現実から目を逸らすようにそこに食器を置いて元の道を辿って戻ろうと思った。しかし、少し向こうに明かりが見えた。ぼんやりとした小さな光で、ロウソクか何かのようだった。
「……? そこに誰かいらっしゃるんですか?」
ヨハナの声だった。礼一少年は安心して自分であることを名乗った。それから明かりの元へ近づいていった。すると、はっきりとしないオレンジの光の中にヨハナの顔が優しげな笑みをもって揺れていた。
「食器を片付けに来たんですが、あの部屋のところで大丈夫でしたか」
「ああ、子供たちを寝かしつけるのに精一杯で、すっかり忘れていました――ええ。そこで合ってますよ。お手数おかけして申し訳ありません。帰りは送りますよ」
「すみません、助かります」
礼一少年はようやく体の痛みに気がついた。さっきまでは何ともなかったくせに突然彼女がいると思った途端に疲れが出たのだ。
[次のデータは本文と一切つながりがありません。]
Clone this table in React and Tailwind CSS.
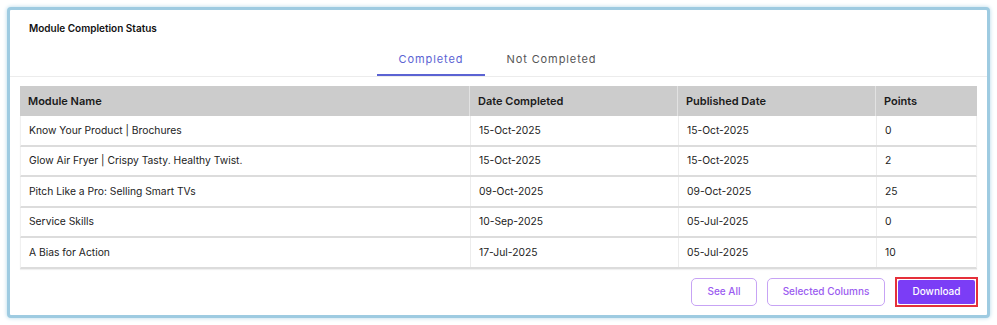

そのとき、彼女に頼ろうとする自分がいることに礼一少年は気がついた。彼女は、自分より少しばかり年上に見えるだけであるにもかかわらずである。結局彼は、少しだけ休ませてください、とヨハナに頼んでしまった。もちろん彼女は快諾し、そればかりか心配までした。それが彼には非常に心地よいものだった。
「大丈夫ですか」
「ええ、少し落ち着いてきました」
もちろん、これは大嘘だ。礼一少年は最初から、歩けなくなるほどの疲労状態にはなっていない。ただその感じ方を彼の側で変えただけだったのである。言ってしまえば、初めから落ち着いていたのである。
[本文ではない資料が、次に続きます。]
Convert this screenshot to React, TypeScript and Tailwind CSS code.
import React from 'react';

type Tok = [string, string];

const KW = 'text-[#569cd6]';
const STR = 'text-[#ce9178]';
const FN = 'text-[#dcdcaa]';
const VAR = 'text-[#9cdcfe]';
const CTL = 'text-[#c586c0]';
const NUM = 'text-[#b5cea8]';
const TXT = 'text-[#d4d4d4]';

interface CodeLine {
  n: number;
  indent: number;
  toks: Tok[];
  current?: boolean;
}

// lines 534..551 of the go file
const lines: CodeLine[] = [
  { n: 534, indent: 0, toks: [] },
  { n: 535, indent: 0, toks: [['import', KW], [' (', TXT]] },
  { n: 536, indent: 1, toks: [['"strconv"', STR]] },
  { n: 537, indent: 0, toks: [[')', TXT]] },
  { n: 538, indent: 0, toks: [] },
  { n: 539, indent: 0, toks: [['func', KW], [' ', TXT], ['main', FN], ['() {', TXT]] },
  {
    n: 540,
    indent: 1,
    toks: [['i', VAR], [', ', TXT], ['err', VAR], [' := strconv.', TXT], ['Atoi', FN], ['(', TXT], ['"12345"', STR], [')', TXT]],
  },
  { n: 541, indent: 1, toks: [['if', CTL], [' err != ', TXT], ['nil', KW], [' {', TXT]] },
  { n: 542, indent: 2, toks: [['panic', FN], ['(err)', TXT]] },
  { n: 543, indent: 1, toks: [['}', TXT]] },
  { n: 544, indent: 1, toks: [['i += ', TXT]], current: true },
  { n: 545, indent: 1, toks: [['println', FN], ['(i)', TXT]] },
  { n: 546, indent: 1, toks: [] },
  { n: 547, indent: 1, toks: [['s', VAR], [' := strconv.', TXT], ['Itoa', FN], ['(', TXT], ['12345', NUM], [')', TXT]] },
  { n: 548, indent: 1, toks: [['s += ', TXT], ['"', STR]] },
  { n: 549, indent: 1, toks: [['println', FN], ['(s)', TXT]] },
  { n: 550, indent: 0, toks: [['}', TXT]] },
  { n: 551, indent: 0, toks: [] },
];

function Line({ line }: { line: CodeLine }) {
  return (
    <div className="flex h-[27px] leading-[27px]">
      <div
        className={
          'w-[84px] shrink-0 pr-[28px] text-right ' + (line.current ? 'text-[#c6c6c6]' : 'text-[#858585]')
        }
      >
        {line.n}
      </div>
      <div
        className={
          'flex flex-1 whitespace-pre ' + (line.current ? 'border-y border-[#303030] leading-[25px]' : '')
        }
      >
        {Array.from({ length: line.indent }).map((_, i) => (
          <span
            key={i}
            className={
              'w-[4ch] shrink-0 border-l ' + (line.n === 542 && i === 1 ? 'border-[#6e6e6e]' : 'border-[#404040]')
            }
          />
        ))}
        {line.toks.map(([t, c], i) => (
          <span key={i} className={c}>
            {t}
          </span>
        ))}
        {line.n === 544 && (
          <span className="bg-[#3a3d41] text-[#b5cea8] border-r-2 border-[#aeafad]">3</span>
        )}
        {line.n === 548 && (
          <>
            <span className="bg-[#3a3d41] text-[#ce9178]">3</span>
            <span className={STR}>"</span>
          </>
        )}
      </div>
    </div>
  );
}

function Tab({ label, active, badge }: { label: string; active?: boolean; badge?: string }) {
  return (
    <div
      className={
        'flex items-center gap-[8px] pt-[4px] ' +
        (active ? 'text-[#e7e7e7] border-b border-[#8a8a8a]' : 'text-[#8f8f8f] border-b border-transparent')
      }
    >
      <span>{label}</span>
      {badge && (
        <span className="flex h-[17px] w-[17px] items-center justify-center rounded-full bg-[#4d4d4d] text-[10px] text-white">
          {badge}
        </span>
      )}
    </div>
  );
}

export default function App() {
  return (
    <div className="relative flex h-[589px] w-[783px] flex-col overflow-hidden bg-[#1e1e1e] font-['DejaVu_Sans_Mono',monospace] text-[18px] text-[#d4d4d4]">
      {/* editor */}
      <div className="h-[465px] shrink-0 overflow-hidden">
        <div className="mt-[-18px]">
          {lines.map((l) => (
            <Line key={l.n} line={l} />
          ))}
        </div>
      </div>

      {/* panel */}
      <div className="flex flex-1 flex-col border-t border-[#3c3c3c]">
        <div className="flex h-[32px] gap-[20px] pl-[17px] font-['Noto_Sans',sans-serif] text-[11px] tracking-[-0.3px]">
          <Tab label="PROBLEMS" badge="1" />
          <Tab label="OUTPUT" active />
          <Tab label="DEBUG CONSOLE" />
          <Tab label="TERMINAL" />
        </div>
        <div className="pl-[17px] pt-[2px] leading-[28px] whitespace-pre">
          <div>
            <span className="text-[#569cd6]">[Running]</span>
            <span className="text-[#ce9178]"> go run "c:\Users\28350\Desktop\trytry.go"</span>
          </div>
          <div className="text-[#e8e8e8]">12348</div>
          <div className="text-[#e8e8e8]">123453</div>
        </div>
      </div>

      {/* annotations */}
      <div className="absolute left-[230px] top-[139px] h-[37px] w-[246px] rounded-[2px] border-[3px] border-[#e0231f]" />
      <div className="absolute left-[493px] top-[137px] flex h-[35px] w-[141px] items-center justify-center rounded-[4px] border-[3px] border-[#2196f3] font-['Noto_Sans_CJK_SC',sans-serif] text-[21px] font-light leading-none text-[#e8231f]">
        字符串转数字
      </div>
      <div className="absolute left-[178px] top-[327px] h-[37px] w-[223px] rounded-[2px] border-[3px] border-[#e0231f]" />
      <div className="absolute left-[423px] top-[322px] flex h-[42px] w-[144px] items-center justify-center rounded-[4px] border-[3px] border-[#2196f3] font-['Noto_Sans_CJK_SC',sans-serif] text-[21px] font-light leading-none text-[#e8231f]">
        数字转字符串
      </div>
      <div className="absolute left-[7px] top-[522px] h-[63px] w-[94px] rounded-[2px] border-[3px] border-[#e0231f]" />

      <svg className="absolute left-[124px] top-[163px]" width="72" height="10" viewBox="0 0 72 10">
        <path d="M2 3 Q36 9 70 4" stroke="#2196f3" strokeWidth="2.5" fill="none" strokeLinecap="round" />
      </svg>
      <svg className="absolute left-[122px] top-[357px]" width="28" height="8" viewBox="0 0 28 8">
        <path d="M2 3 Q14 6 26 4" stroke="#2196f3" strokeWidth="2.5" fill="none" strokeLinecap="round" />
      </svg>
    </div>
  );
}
ロウソクのほのかなオレンジの光の中にいるヨハナを見たいが故に彼は立ち止まったのだった。彼女の絹のような白い肌は、夕日のようなそれに照らされてより輝きを増し、そこに小さく張り付いている唇はリンゴのように赤かった。しかし、夕日というものは彼に忘れたい記憶を思い起こさせる。あの地獄と枯れ木に服を引っかけたようなあの男のことだった。彼がここにいるはずもないのに、もしここにいたらと考えていた。彼女の柔らかいだろう腹は裂かれ、彼女の笑顔は二度と見られなくなるだろう。それどころか、彼女だと分からないぐらいになってしまうかもしれない。あの男に限ったことではない。突如あの巨人が襲ってこないとも限らない。よほど幸運じゃない限り、あれに勝つのは無理だ。そもそも、彼女の細腕で何ができるだろう……?
「ヨハナさん」
礼一少年は言った。
「僕をずっとここにおいてはもらえませんか」
火の向こうの彼女が目を少し見開いたのが礼一少年には見えた。
「えっと、それはどういう……?」
「そのままの意味ですよ。そりゃ、食べる口が一つ増えるんですから決めかねるに違いないでしょうけど、でも男手が必要なときは頼れるでしょう?」
「それは、そうですが……私は恩を売るために助けたのではないのです、あなたに働いてもらうというのは、その、困ります」
「別に恩返しではありませんよ」
「それでも、恩返しと同じことではないですか」
「確かに同じ結果のようでしょうが、でもはっきりと根本が違います」
「どう違うのですか」
「どうもこうも、これは何もかも違います。恩とかじゃなく、ただ単にあなたを個人的に助けたいのです」
「面白いことを、言うんですね」
「そうですか?」
「そうですよ」
彼女は、さっきまで曇っていた顔をはっきりと微笑みに変えて言った。
「分かりました、それだけ言うならいいでしょう。一人ぐらいなら何とかなるでしょうし、部屋だって今日使ってるのを使えばいいでしょう。それに、畑仕事とかは確かに力が必要ですから――でも、朝早いですよ?」
「構いませんよ、それより、部屋に戻りましょう。少し冷えてきてしまった」
もちろん、これも冷えてなどいなかった。礼一少年は寒くなどなかった。彼はこの静かな喜びが体から溢れない内に彼女から隠れ、眠ろうと考えたのだった。
「おやすみなさい、ヨハナさん」
「おやすみなさい、レイイチさん」
礼一少年は、部屋の明かりを消した。